Long accustomed to a colonial status, Americans were ill-prepared to negotiate with foreign powers after the Revolution. The handful of men with diplomatic skill who emerged worked from a difficult position as the new nation experienced crises of credit and unity. John Jay's tenacity helped him survive the sectional battles and placed him in the inner councils of the Federalist party. Inclined to favor northern interests, he worked in a trying atmosphere until the Constitutional Convention of 1787 set a firmer tone for both domestic and diplomatic concerns. Jay's treaty with England, though highly controversial, probably avoided war. As chief justice, he gave the Supreme Court a national approach under the new Constitution.

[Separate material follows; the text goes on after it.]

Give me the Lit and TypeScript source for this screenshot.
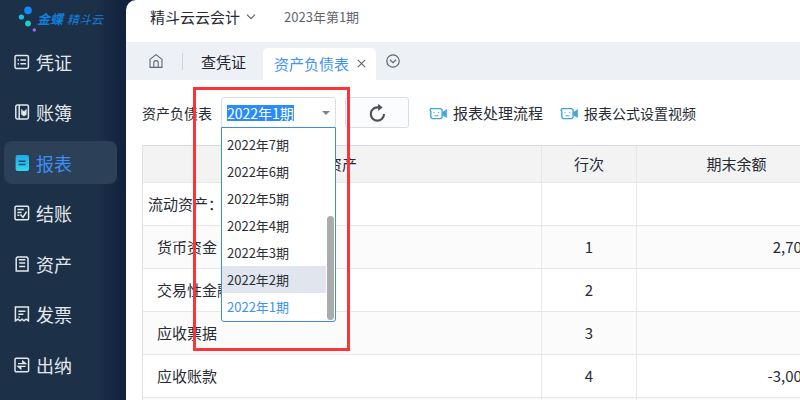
import { LitElement, html, css, svg, nothing, type SVGTemplateResult } from "lit";
import { customElement, query, state } from "lit/decorators.js";
import { classMap } from "lit/directives/class-map.js";

interface NavItem {
  label: string;
  icon: SVGTemplateResult;
}

const NAV: NavItem[] = [
  {
    label: "凭证",
    icon: svg`<rect x="1" y="1.5" width="13.4" height="13" rx="1.4"/><path d="M3.6 6h1.4M6.4 6h5.6M3.6 9.8h1.4M6.4 9.8h5.6"/>`,
  },
  {
    label: "账簿",
    icon: svg`<rect x="1.8" y="1" width="12.6" height="14" rx="1.4"/><path d="M5.2 1v14"/><path d="M7.4 5.2v5.2l2.6 1.8 2.4-1.8V5.2l-2.4 2.4z" fill="currentColor" stroke-width=".4"/>`,
  },
  {
    label: "报表",
    icon: svg`<defs><linearGradient id="g" x1="0" y1="0" x2="0" y2="1"><stop offset="0" stop-color="#1fa9e8"/><stop offset="1" stop-color="#30d8ee"/></linearGradient></defs><rect x="1.6" y="0" width="13.4" height="16" rx="2" fill="url(#g)" stroke="none"/><path d="M4.6 6.2h7M4.6 9.4h7" stroke="#1b4a68"/>`,
  },
  {
    label: "结账",
    icon: svg`<rect x="1" y="1.2" width="13.6" height="13.6" rx="1.2"/><path d="M3.4 4.6h6.4M3.4 7.4h4.2M3.4 10.2h2M6.4 9.4l2.6 2.8 3.6-5.6"/>`,
  },
  {
    label: "资产",
    icon: svg`<path d="M3.4 1h9.4l1.2 1.4V15H2.2V2.4z"/><path d="M4.8 3.8h6.6M5.2 7h6M5.2 10.4h6"/>`,
  },
  {
    label: "发票",
    icon: svg`<path d="M1.4 1h13v13.8l-2.4-1.6-2 1.6-2-1.6-2 1.6-2-1.6-2.6 1.6z"/><path d="M4.4 5.2h7M4.4 8.2h5M4.4 11h1.4"/>`,
  },
  {
    label: "出纳",
    icon: svg`<rect x="1" y="1.2" width="13.6" height="13.6" rx="1.4"/><path d="M4 6.6h7.6L8.8 4.2v2.4M11.6 9.4H4l2.8 2.4V9.4" stroke-width="1.3"/>`,
  },
];

const PERIODS = [7, 6, 5, 4, 3, 2, 1].map((n) => `2022年${n}期`);

interface Row {
  name: string;
  line?: number;
  end?: string;
  group?: boolean;
}

const ROWS: Row[] = [
  { name: "流动资产：", group: true },
  { name: "货币资金", line: 1, end: "2,700.00" },
  { name: "交易性金融资产", line: 2 },
  { name: "应收票据", line: 3 },
  { name: "应收账款", line: 4, end: "-3,000.00" },
  { name: "" },
];

@customElement("period-picker")
export class PeriodPicker extends LitElement {
  @state() private value = "2022年1期";
  @state() private hovered = "2022年2期";
  @query("input") private field!: HTMLInputElement;

  static styles = css`
    :host {
      display: block;
      position: relative;
      width: 115px;
    }
    .box {
      display: flex;
      align-items: center;
      box-sizing: border-box;
      height: 31px;
      padding: 0 5px;
      border: 1px solid #d9dde4;
      border-radius: 3px;
      background: #fff;
    }
    input {
      flex: 1;
      min-width: 0;
      height: 16px;
      padding: 0;
      border: 0;
      outline: 0;
      font: inherit;
      font-size: 14px;
      line-height: 16px;
      color: #262b33;
      background: none;
    }
    input::selection {
      color: #fff;
      background: #2a8bfa;
    }
    .arrow {
      border: 4px solid transparent;
      border-top-color: #7c828a;
      border-bottom: 0;
    }
    .menu {
      position: absolute;
      z-index: 2;
      top: 30px;
      left: 0;
      right: 0;
      display: flex;
      border: 1px solid #3b8de6;
      border-radius: 0 0 3px 3px;
      background: #fff;
    }
    ul {
      flex: 1;
      margin: 0;
      padding: 3px 0 1px;
      list-style: none;
    }
    li {
      height: 27px;
      padding-left: 5px;
      font-size: 13px;
      line-height: 27px;
      color: #2b2f36;
    }
    .hovered {
      background: #e1e5ee;
    }
    .chosen {
      color: #3b93fb;
    }
    .track {
      display: flex;
      align-items: flex-end;
      padding: 0 1px 1px;
    }
    .thumb {
      width: 7px;
      height: 104px;
      border-radius: 4px;
      background: #ababab;
    }
    .mark {
      position: absolute;
      z-index: 3;
      inset: -10px -14px -223px -28px;
      border: 3px solid #fb3438;
      pointer-events: none;
    }
  `;

  protected firstUpdated() {
    this.field.focus();
    this.field.select();
  }

  render() {
    return html`
      <div class="box">
        <input
          role="combobox"
          aria-label="资产负债表"
          aria-expanded="true"
          aria-controls="periods"
          .value=${this.value}
        />
        <span class="arrow"></span>
      </div>
      <div class="menu">
        <ul id="periods" role="listbox" aria-label="会计期间">
          ${PERIODS.map(
            (p) => html`<li
              role="option"
              aria-selected=${p === this.value}
              class=${classMap({ hovered: p === this.hovered, chosen: p === this.value })}
              @click=${() => (this.value = p)}
              @mouseenter=${() => (this.hovered = p)}
            >${p}</li>`
          )}
        </ul>
        <div class="track"><div class="thumb"></div></div>
      </div>
      <div class="mark"></div>
    `;
  }
}

@customElement("app-root")
export class AppRoot extends LitElement {
  static styles = css`
    :host {
      display: grid;
      grid-template-columns: 126px minmax(0, 1fr);
      height: 100vh;
      overflow: hidden;
      font-family: "Noto Sans CJK SC", "Noto Sans", sans-serif;
      color: #262b33;
      background: linear-gradient(90deg, #1c3047 0, #1c3047 96px, #12213d 126px);
    }
    svg {
      display: block;
      flex: none;
      fill: none;
      stroke: currentColor;
    }
    a {
      color: inherit;
      text-decoration: none;
    }
    button {
      padding: 0;
      border: 0;
      background: none;
      font: inherit;
      color: inherit;
    }

    .brand {
      display: flex;
      align-items: center;
      height: 36px;
      padding-left: 18px;
      gap: 1px;
      color: #127fdb;
      font-style: italic;
      font-size: 12px;
      white-space: nowrap;
    }
    .brand strong {
      font-size: 13px;
      margin-right: 3px;
    }
    nav {
      display: grid;
      align-content: space-between;
      min-height: 346px;
      margin: 4px 9px 0 4px;
    }
    .item {
      display: flex;
      align-items: center;
      gap: 6px;
      height: 43px;
      padding-left: 10px;
      border-radius: 8px;
      font-size: 18px;
      line-height: 24px;
      color: #e4e8ec;
    }
    .item svg {
      stroke-width: 1.5;
    }
    .item.active {
      color: #3b8ff5;
      background: #2c4058;
    }

    main {
      min-width: 0;
      overflow: hidden;
      border-radius: 10px 0 0 0;
      background: #fff;
    }
    header {
      display: flex;
      align-items: flex-start;
      height: 42px;
      padding: 0 24px;
      box-sizing: border-box;
      line-height: 34px;
    }
    .company {
      display: flex;
      align-items: center;
      gap: 6px;
      font-size: 15px;
      line-height: 34px;
    }
    .company svg {
      color: #5d6673;
    }
    .period {
      margin-left: 28px;
      font-size: 13px;
      color: #5f6670;
    }
    .tabs {
      display: flex;
      align-items: center;
      height: 38px;
      padding-left: 23px;
      font-size: 15px;
      background: #edf1f5;
      color: #5d6673;
    }
    .rule {
      width: 1px;
      height: 17px;
      margin: 0 18px 0 19px;
      background: #ccd2d9;
    }
    .tab {
      color: #1f252e;
    }
    .current {
      display: flex;
      align-items: center;
      align-self: flex-end;
      gap: 8px;
      box-sizing: border-box;
      height: 32px;
      margin: 0 10px 0 17px;
      padding: 0 10px 2px 11px;
      border-radius: 5px 5px 0 0;
      background: #fff;
    }
    .current .tab {
      color: #3d93fb;
    }

    .tools {
      display: flex;
      align-items: center;
      padding: 17px 16px;
      font-size: 14px;
      white-space: nowrap;
    }
    .tools label {
      width: 79px;
    }
    .refresh {
      display: grid;
      place-items: center;
      box-sizing: border-box;
      width: 64px;
      height: 31px;
      margin: 0 20px 0 9px;
      border: 1px solid #d9dde6;
      border-radius: 3px;
      background: #fbfcfe;
      color: #4c4f55;
    }
    .video {
      display: flex;
      align-items: center;
      gap: 5px;
      margin-right: 17px;
    }
    .video.large {
      font-size: 15px;
    }
    .video svg {
      color: #43a5dc;
    }

    .sheet {
      padding-left: 16px;
    }
    table {
      width: calc(100% + 37px);
      table-layout: fixed;
      border-collapse: separate;
      border-spacing: 0;
      border-left: 1px solid #dfe2e8;
      font-size: 15px;
    }
    .line {
      width: 95px;
    }
    .amount {
      width: 200px;
    }
    th,
    td {
      box-sizing: border-box;
      height: 43px;
      padding: 0 5px;
      border-right: 1px solid #e6e7ea;
      border-bottom: 1px solid #e6e7ea;
      text-align: center;
      font-weight: 400;
      line-height: 20px;
      white-space: nowrap;
    }
    th {
      height: 38px;
      border-top: 1px solid #d6d9e0;
      background: #f3f3f4;
    }
    tbody tr:nth-child(even) {
      background: #fbfbfb;
    }
    .name {
      padding-left: 14px;
      text-align: left;
    }
    .group {
      padding-left: 5px;
    }
    .sum {
      text-align: right;
    }
  `;

  private video(label: string, large = false) {
    return html`<a class=${classMap({ video: true, large })} href="#">
      <svg width="19" height="16" viewBox="0 0 19 16" stroke-width="1.4">
        <path d="M3.6 3.6h8.2l1.3 1.4v7l-1.2 1.6H3.2L1.8 12V6.4L1 5l1-1.4z" />
        <path d="M4.4 7.6h1.2M9 7.6h1.2M5.4 10.8h4" stroke-width="1" />
        <path d="M13.6 7.2l4-2.8v8l-4-2.2z" fill="currentColor" stroke-width=".6" />
      </svg>
      ${label}
    </a>`;
  }

  render() {
    return html`
      <aside>
        <div class="brand">
          <svg width="18" height="32" viewBox="0 0 18 32">
            <g stroke="none">
              <circle cx="10" cy="8.4" r="3.8" fill="#1288fb" />
              <circle cx="3.4" cy="15" r="2.6" fill="#17c3ee" />
              <circle cx="10" cy="21.5" r="2.9" fill="#1fcfc6" />
              <circle cx="16.3" cy="28" r="1.7" fill="#a566e8" />
            </g>
          </svg>
          <strong>金蝶</strong>精斗云
        </div>
        <nav>
          ${NAV.map(
            (n) => html`<a href="#" class=${classMap({ item: true, active: n.label === "报表" })}>
              <svg width="16" height="16" viewBox="0 0 16 16">${n.icon}</svg>${n.label}
            </a>`
          )}
        </nav>
      </aside>
      <main>
        <header>
          <button class="company">
            精斗云云会计
            <svg width="10" height="8" viewBox="0 0 10 8" stroke-width="1.2">
              <path d="M1 1.6l4 4 4-4" />
            </svg>
          </button>
          <span class="period">2023年第1期</span>
        </header>
        <div class="tabs">
          <button aria-label="首页">
            <svg width="14" height="16" viewBox="0 0 14 16" stroke-width="1.1">
              <path d="M1 6.4L7 1.6l6 4.8v8H1z" stroke-linejoin="round" />
              <path d="M4.8 14.2V9.8a2.2 2.2 0 0 1 4.4 0v4.4" />
            </svg>
          </button>
          <span class="rule"></span>
          <button class="tab">查凭证</button>
          <div class="current">
            <button class="tab">资产负债表</button>
            <button aria-label="关闭">
              <svg width="9" height="9" viewBox="0 0 9 9" stroke-width="1.1">
                <path d="M.8.8l7.4 7.4M8.2.8L.8 8.2" />
              </svg>
            </button>
          </div>
          <button aria-label="更多">
            <svg width="14" height="14" viewBox="0 0 14 14" stroke-width="1.2">
              <circle cx="7" cy="7" r="6.2" />
              <path d="M4 5.8l3 2.8 3-2.8" />
            </svg>
          </button>
        </div>
        <div class="tools">
          <label>资产负债表</label>
          <period-picker></period-picker>
          <button class="refresh" aria-label="刷新">
            <svg width="18" height="20" viewBox="0 0 18 20" stroke-width="2.1">
              <path d="M11.4 4.4H9.4A6.6 6.6 0 1 0 16 11" />
              <path d="M10.2 .8l4.4 3.6-4.4 3.6z" fill="currentColor" stroke="none" />
            </svg>
          </button>
          ${this.video("报表处理流程", true)} ${this.video("报表公式设置视频")}
        </div>
        <div class="sheet">
          <table>
            <thead>
              <tr>
                <th>资产</th>
                <th class="line">行次</th>
                <th class="amount">期末余额</th>
              </tr>
            </thead>
            <tbody>
              ${ROWS.map(
                (r) => html`<tr>
                  <td class=${classMap({ name: true, group: !!r.group })}>${r.name}</td>
                  <td>${r.line ?? nothing}</td>
                  <td class="sum">${r.end ?? nothing}</td>
                </tr>`
              )}
            </tbody>
          </table>
        </div>
      </main>
    `;
  }
}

John Jay was born on Dec. 12, 1745, in New York; he was the eighth child in a wealthy merchant family. Descended from French-Dutch stock and reared in the Huguenot tradition, Jay had few of the sentimental ties with England that made some Americans ambivalent in their allegiance after 1765. He graduated from King's College (later Columbia University) and trained in the law by a 5-year apprenticeship.

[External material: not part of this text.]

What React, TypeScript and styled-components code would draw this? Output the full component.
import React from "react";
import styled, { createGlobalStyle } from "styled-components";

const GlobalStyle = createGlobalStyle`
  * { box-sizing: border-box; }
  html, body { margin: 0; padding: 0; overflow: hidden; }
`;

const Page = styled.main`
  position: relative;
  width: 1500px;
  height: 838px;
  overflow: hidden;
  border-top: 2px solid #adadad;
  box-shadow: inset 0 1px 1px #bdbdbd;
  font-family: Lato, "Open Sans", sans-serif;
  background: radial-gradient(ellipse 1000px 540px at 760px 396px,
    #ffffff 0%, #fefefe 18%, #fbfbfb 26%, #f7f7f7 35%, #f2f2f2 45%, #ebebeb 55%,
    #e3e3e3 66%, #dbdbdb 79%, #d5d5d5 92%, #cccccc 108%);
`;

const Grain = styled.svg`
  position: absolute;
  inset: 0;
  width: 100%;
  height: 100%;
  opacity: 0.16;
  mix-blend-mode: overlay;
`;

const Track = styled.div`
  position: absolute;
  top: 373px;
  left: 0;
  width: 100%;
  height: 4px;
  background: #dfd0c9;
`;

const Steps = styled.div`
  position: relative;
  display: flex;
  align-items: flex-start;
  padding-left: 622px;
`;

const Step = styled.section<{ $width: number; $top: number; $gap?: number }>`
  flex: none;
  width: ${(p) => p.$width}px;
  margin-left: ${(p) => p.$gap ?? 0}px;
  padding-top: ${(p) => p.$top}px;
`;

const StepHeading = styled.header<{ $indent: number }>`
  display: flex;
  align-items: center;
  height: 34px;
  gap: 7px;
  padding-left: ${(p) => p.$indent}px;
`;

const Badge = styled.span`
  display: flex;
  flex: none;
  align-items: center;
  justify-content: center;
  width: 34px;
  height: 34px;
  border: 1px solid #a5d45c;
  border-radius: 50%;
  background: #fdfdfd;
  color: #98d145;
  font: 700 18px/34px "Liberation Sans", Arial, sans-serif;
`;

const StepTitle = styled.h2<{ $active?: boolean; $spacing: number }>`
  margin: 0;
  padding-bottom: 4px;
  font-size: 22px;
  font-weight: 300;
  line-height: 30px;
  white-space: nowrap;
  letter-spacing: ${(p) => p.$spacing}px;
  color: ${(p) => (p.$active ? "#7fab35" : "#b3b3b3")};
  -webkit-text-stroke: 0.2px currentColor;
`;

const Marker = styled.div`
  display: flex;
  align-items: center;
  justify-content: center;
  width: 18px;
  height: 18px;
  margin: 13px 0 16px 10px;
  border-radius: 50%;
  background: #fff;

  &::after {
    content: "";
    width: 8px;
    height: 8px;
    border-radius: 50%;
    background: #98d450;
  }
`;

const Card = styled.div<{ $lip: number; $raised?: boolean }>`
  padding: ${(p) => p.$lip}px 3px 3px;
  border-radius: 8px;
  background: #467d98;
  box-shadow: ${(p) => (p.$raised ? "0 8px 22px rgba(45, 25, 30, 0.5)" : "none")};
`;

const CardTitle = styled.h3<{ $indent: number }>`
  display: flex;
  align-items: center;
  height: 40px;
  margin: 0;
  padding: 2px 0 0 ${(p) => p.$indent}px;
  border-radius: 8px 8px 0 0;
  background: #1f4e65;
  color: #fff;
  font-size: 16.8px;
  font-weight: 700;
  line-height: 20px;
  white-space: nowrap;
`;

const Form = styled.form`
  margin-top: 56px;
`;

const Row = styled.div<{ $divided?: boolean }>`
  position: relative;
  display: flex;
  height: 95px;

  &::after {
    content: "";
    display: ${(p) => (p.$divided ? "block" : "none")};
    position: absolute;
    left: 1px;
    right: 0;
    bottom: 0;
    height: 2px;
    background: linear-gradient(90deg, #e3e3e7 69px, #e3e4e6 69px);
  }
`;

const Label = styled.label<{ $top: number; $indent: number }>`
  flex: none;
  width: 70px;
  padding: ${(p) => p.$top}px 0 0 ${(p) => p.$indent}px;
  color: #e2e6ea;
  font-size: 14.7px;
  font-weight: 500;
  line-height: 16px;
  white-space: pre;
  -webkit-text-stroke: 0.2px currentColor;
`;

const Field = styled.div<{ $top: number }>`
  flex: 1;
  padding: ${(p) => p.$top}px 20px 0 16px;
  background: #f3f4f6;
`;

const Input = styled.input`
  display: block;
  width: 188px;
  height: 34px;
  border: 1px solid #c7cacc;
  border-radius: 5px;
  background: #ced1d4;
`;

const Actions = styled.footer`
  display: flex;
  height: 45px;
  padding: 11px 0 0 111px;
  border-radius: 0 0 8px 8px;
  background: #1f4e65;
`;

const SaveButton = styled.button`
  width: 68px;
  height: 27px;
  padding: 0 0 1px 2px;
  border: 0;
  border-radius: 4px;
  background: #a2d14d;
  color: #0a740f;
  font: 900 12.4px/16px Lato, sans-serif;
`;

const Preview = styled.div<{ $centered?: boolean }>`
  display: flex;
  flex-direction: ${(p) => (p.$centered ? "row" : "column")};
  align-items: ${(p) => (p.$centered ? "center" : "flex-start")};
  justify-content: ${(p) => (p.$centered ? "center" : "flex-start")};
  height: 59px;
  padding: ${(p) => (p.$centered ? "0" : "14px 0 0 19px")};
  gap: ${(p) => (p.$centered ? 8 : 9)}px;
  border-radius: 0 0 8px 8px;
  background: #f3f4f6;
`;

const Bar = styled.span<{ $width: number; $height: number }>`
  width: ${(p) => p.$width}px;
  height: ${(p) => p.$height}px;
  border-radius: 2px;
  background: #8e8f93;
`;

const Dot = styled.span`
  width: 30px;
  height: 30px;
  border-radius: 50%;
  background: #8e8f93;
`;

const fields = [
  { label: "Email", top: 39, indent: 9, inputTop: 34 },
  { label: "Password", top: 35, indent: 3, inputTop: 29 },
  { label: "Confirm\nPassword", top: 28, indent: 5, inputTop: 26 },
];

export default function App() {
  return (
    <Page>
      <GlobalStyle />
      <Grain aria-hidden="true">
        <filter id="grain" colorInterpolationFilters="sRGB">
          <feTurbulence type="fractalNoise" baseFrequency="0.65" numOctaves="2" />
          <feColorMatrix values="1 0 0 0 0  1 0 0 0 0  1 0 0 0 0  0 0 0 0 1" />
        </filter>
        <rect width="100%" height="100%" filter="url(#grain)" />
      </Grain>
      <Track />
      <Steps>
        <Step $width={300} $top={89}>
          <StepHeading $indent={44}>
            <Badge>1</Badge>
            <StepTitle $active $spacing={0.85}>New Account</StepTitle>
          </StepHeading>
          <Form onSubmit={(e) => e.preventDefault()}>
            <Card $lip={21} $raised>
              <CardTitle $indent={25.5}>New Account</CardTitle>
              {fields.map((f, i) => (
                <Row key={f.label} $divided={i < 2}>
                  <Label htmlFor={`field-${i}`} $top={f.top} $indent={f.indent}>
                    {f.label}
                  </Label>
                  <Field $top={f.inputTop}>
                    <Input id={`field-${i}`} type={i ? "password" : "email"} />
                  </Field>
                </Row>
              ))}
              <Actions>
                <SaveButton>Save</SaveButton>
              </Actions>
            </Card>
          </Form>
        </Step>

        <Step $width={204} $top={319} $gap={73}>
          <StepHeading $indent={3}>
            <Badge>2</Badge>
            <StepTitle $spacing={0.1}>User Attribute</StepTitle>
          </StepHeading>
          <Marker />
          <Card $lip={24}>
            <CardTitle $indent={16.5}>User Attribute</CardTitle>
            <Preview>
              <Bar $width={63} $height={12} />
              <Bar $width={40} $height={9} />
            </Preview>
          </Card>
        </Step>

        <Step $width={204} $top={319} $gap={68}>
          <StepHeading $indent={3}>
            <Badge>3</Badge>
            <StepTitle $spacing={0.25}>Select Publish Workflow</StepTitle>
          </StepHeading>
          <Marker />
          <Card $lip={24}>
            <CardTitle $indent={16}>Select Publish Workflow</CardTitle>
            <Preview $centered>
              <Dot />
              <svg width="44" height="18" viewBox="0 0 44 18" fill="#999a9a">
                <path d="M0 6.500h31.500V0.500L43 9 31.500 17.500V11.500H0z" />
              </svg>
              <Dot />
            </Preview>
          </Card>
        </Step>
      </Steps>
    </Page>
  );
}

Admitted to the bar in 1768, Jay was briefly in partnership with Robert R. Livingston. Before 1774 Jay served on a royal commission formed to settle a boundary dispute between New York and a neighboring state, thus gaining his first experience as a negotiator. As a member of the "Moot Club" in New York, he associated with the lawyers who led the resistance movement against England a few years later. He married the beautiful and ambitious Sarah Livingston, daughter of William Livingston, on April 28, 1774.
Coming of Revolution
Almost before his honeymoon was over, Jay was serving on the New York Committee of Fifty-one, organized to control local anti-British measures. The committee manifesto, reportedly drafted by Jay, urging a convocation of deputies from all the Colonies to aid Boston and seek a "security of our common rights," led to the First Continental Congress. The cautious tone of the manifesto, however, brought some criticism from more militant groups that favored immediate boycott of British goods.
The Congress began Sept. 4, 1774; as Jay saw it, the Colonies were bound to try negotiations, to suspend commerce with Great Britain if these failed, and to go to war only when all other methods proved futile. Prudent to the point of timidity, Jay favored the narrowly defeated Galloway Plan of reconciliation. In Congress, Jay won a reputation as a skillful writer and moderate Whig, qualities that bore him into the New York Convention of 1775 and back to the Second Continental Congress. Meanwhile, the first battles of the Revolution at Lexington-Concord made discussion of a peaceful solution academic.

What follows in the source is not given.